*Directive:* Where a line contains the string "React", copy that line.

*Information provided:*

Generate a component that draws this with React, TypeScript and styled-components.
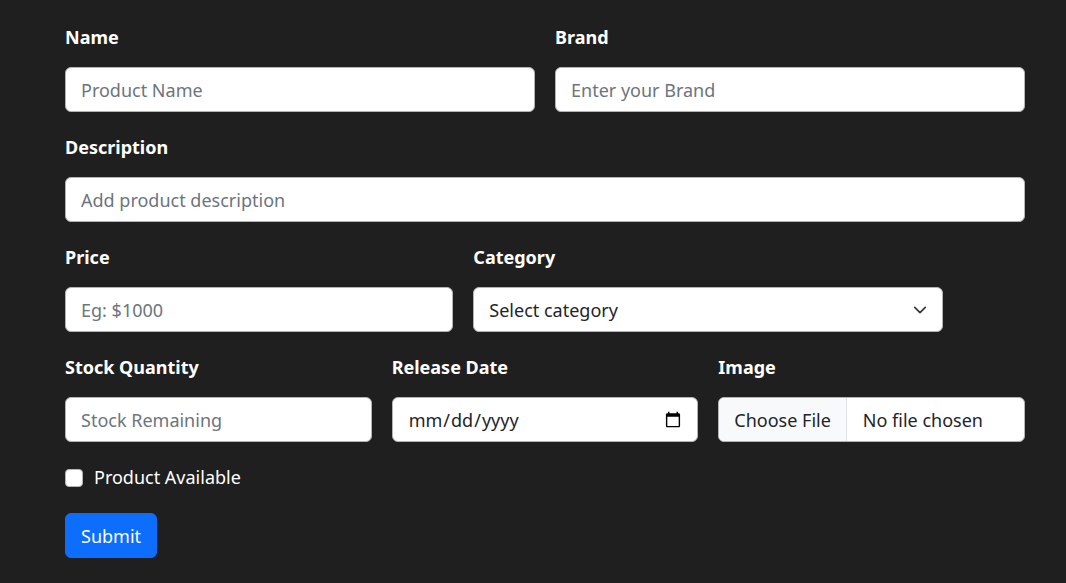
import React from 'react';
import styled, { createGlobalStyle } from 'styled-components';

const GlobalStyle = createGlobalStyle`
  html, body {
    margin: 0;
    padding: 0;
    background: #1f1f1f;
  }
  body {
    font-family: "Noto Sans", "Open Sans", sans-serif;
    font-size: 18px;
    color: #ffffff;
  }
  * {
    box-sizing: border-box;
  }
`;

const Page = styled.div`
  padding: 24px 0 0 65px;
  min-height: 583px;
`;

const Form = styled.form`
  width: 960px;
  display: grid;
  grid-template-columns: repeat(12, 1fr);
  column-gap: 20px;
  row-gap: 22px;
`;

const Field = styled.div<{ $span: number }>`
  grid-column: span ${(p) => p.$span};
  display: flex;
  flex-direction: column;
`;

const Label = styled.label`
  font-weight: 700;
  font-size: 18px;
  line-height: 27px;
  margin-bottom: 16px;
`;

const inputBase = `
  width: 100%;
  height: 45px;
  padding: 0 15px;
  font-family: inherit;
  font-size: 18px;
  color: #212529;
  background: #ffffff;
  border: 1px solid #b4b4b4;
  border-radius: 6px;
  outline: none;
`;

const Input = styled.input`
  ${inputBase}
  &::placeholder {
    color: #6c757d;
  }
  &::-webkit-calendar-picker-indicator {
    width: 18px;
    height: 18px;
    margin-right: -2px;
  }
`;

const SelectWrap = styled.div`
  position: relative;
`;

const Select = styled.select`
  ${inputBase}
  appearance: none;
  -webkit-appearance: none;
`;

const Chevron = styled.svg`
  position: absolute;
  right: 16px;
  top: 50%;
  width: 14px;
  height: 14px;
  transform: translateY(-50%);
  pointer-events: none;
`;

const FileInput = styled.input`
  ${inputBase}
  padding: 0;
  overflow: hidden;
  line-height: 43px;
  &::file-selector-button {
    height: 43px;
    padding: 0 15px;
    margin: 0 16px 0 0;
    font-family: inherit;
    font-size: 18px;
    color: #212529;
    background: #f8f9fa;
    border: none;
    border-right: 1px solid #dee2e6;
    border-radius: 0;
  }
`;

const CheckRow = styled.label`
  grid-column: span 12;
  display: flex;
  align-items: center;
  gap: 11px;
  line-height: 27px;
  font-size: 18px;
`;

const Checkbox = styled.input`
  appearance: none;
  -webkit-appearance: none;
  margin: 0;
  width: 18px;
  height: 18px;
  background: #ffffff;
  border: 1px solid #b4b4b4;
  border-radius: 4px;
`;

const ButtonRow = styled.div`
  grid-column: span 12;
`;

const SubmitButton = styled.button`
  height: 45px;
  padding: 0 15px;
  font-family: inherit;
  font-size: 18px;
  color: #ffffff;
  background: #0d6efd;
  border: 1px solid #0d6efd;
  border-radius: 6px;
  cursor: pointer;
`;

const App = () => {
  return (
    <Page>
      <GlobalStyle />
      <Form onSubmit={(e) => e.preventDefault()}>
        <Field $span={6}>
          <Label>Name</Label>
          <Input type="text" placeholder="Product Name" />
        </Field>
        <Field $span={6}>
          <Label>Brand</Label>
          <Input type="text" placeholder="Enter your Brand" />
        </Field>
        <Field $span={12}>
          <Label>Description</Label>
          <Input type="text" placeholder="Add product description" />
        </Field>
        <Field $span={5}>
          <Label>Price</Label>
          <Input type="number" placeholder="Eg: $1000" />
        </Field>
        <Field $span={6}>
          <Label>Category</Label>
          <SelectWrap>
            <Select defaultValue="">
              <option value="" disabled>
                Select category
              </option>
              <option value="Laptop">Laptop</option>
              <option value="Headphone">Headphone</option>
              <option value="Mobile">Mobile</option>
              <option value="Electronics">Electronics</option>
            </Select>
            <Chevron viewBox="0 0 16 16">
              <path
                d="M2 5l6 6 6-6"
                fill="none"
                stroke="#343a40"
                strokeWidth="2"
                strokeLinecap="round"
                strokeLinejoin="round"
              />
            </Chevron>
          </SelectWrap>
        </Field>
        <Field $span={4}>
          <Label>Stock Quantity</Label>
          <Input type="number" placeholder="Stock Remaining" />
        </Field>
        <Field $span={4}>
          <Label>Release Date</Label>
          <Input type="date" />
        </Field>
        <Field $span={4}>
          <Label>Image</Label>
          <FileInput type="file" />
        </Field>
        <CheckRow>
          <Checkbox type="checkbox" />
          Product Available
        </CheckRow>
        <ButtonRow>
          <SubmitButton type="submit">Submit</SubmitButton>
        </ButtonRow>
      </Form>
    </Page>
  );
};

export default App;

*Answer to this problem:*
Generate a component that draws this with React, TypeScript and styled-components.
import React from 'react';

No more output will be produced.